From above results on three real-life networks, it is evident that HookeRank performs better than state-of-the-art methods like weighted-degree centrality, weighted-betweenness centrality, weighted-eigenvector centrality, and weighted-voteRank, and also consistently outperforms recent methods like WVoteRank in terms of final infected scale with respect to time t and spreader fraction p on real-world networks as depicted in Table 1.

6 Conclusion

In this paper, we proposed the HookeRank method for finding influential nodes in weighted networks by modeling edges of the network as springs and edge weights as spring constants. Initially, we found a measure of the distance between indirect neighbors through the series and parallel combination of edges, by modeling them as springs. The HookeRank method and the HookeRank distance can be used to gain a better understanding of the topology in a complex weighted network.

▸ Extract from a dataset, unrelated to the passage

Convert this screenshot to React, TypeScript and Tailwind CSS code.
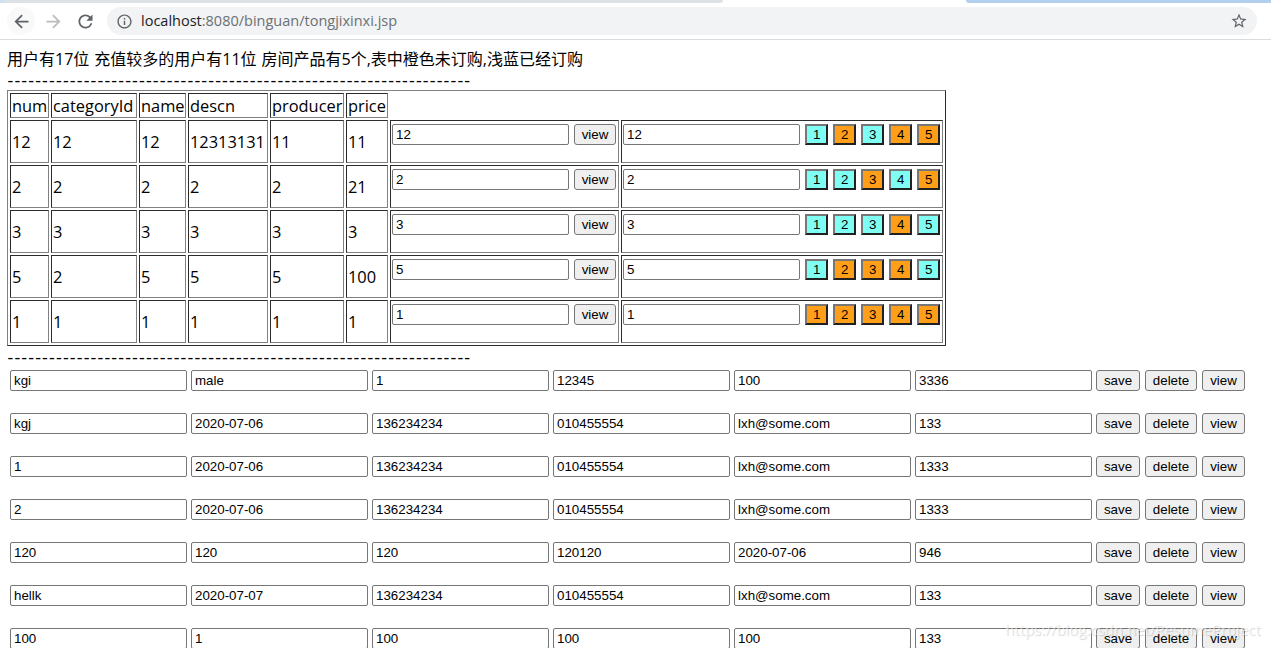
import { MdArrowBack, MdArrowForward, MdInfoOutline, MdRefresh, MdStarBorder } from 'react-icons/md'

interface Room {
  cells: string[]
  id: string
  // true = already booked
  booked: boolean[]
}

const HEADERS = ['num', 'categoryId', 'name', 'descn', 'producer', 'price']

const ROOMS: Room[] = [
  { cells: ['12', '12', '12', '12313131', '11', '11'], id: '12', booked: [true, false, true, false, false] },
  { cells: ['2', '2', '2', '2', '2', '21'],            id: '2',  booked: [true, true, false, true, false] },
  { cells: ['3', '3', '3', '3', '3', '3'],             id: '3',  booked: [true, true, true, false, true] },
  { cells: ['5', '2', '5', '5', '5', '100'],           id: '5',  booked: [true, false, false, false, true] },
  { cells: ['1', '1', '1', '1', '1', '1'],             id: '1',  booked: [false, false, false, false, false] },
]

const USERS = [
  ['kgi', 'male', '1', '12345', '100', '3336'],
  ['kgj', '2020-07-06', '136234234', '010455554', 'lxh@some.com', '133'],
  ['1', '2020-07-06', '136234234', '010455554', 'lxh@some.com', '1333'],
  ['2', '2020-07-06', '136234234', '010455554', 'lxh@some.com', '1333'],
  ['120', '120', '120', '120120', '2020-07-06', '946'],
  ['hellk', '2020-07-07', '136234234', '010455554', 'lxh@some.com', '133'],
  ['100', '1', '100', '100', '100', '133'],
]

const CELL = 'border border-t-[#2c2c2c] border-l-[#2c2c2c] border-b-[#808080] border-r-[#808080] p-px'

function Field({ value }: { value: string }) {
  return (
    <input
      defaultValue={value}
      className="block h-[21px] w-[177px] shrink-0 rounded-[2px] border border-[#767676] bg-white px-[3px] font-['Liberation_Sans',Arial,sans-serif] text-[13.333px] leading-[17px] text-black"
    />
  )
}

function Button({ label, width }: { label: string; width: string }) {
  return (
    <button
      className={`${width} h-[21px] shrink-0 rounded-[3px] border border-[#767676] bg-[#efefef] text-center font-['Liberation_Sans',Arial,sans-serif] text-[13.333px] leading-[19px] text-black`}
    >
      {label}
    </button>
  )
}

function Slot({ n, booked }: { n: number; booked: boolean }) {
  return (
    <button
      className={`${booked ? 'bg-[#7ffff4]' : 'bg-[#ff9f19]'} h-[21px] w-[23.4px] shrink-0 border-2 border-t-[#767676] border-l-[#767676] border-b-[#212121] border-r-[#212121] text-center font-['Liberation_Sans',Arial,sans-serif] text-[13.333px] leading-[17px] text-black`}
    >
      {n}
    </button>
  )
}

function Dashes() {
  return (
    <div className="h-[21px] pl-[0.5px] text-[18px] leading-[21px] tracking-[1.13px] whitespace-nowrap">{'-'.repeat(67)}</div>
  )
}

function Toolbar() {
  return (
    <header className="h-10 border-b border-[#dadce0] bg-white">
      <div className="flex h-[3px] justify-between">
        <div className="w-[723px] rounded-br-[3px] bg-gradient-to-r from-[#c9dff5] from-0% via-[#dee1e6] via-1% to-[#dee1e6]" />
        <div className="w-[305px] rounded-bl-[3px] bg-[#b2cfee]" />
      </div>
      <div className="mt-1 flex h-7 items-center pr-[14px] pl-[7px] text-[#5f6368]">
        <div className="flex size-7 items-center justify-center rounded-full bg-[#f9f9f9]">
          <MdArrowBack size={21} />
        </div>
        <div className="ml-1 flex size-7 items-center justify-center text-[#babcbe]">
          <MdArrowForward size={21} />
        </div>
        <div className="ml-1 flex size-7 items-center justify-center">
          <MdRefresh size={21} />
        </div>
        <div className="ml-2 flex h-7 flex-1 items-center rounded-full bg-[#f1f3f4] pr-[9px] pl-[9px]">
          <MdInfoOutline size={17} />
          <span className="ml-2 text-[14.5px] leading-5 text-[#202124]">
            localhost<span className="text-[#6c7074]">:8080/binguan/tongjixinxi.jsp</span>
          </span>
          <MdStarBorder size={18} className="ml-auto" />
        </div>
      </div>
    </header>
  )
}

function RoomTable() {
  return (
    <table className="w-[939px] table-fixed border-separate border-spacing-[2px] border border-t-[#808080] border-l-[#808080] border-b-[#2c2c2c] border-r-[#2c2c2c] text-[16.4px]">
      <colgroup>
        <col className="w-[39px]" />
        <col className="w-[86px]" />
        <col className="w-[47px]" />
        <col className="w-[80px]" />
        <col className="w-[74px]" />
        <col className="w-[42px]" />
        <col className="w-[229px]" />
        <col className="w-[322px]" />
      </colgroup>
      <tbody>
        <tr className="h-[25px]">
          {HEADERS.map(h => (
            <td key={h} className={`${CELL} leading-[21px] whitespace-nowrap`}>{h}</td>
          ))}
        </tr>
        {ROOMS.map(room => (
          <tr key={room.id} className="h-[43px]">
            {room.cells.map((c, i) => (
              <td key={i} className={`${CELL} align-middle leading-[22px] whitespace-nowrap`}>{c}</td>
            ))}
            <td className={`${CELL} align-top`}>
              <div className="mt-[2px] flex gap-[5px]">
                <Field value={room.id} />
                <Button label="view" width="w-[42px]" />
              </div>
            </td>
            <td className={`${CELL} align-top`}>
              <div className="mt-[2px] flex gap-[5px]">
                <Field value={room.id} />
                <div className="flex gap-[4.6px]">
                  {room.booked.map((b, i) => (
                    <Slot key={i} n={i + 1} booked={b} />
                  ))}
                </div>
              </div>
            </td>
          </tr>
        ))}
      </tbody>
    </table>
  )
}

export default function App() {
  return (
    <div className="relative h-[648px] w-[1271px] overflow-hidden bg-white font-['Open_Sans','Noto_Sans_CJK_SC',sans-serif] text-black">
      <Toolbar />
      <main className="pt-[9px] pl-[7px]">
        <p className="h-[21px] text-[16px] leading-[21px] [word-spacing:0.8px] whitespace-nowrap">
          用户有17位 充值较多的用户有11位 房间产品有5个,表中橙色未订购,浅蓝已经订购
        </p>
        <Dashes />
        <div className="-mt-px mb-px">
          <RoomTable />
        </div>
        <Dashes />

        {/* User records */}
        <div className="mt-[2px] flex flex-col gap-[22px] pl-[3px]">
          {USERS.map((user, i) => (
            <div key={i} className="flex gap-1">
              {user.map((v, j) => (
                <Field key={j} value={v} />
              ))}
              <div className="flex gap-[5px]">
                <Button label="save" width="w-[44px]" />
                <Button label="delete" width="w-[52px]" />
                <Button label="view" width="w-[43px]" />
              </div>
            </div>
          ))}
        </div>
      </main>
      <div className="absolute top-[619px] left-[1005px] text-[15px] leading-5 whitespace-nowrap text-white/60 [text-shadow:1px_1px_1px_rgba(0,0,0,0.16)]">
        https://blog.csdn.net/ResumeProject
      </div>
    </div>
  )
}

By finding the Hookerank value of the nodes, our method locates the top spreaders in the given real-world network to reach a large number of people in the network to maximize the spread of the information. The proposed algorithm incorporates both the local and global properties of a node in the measurement of its spreading capability. We performed the simulation of the proposed method along with contemporary methods on three real-life data-sets taking the basis of evaluation as the final infected scale. The proposed influence maximization algorithm performs considerably well and is effective in real-life scenarios.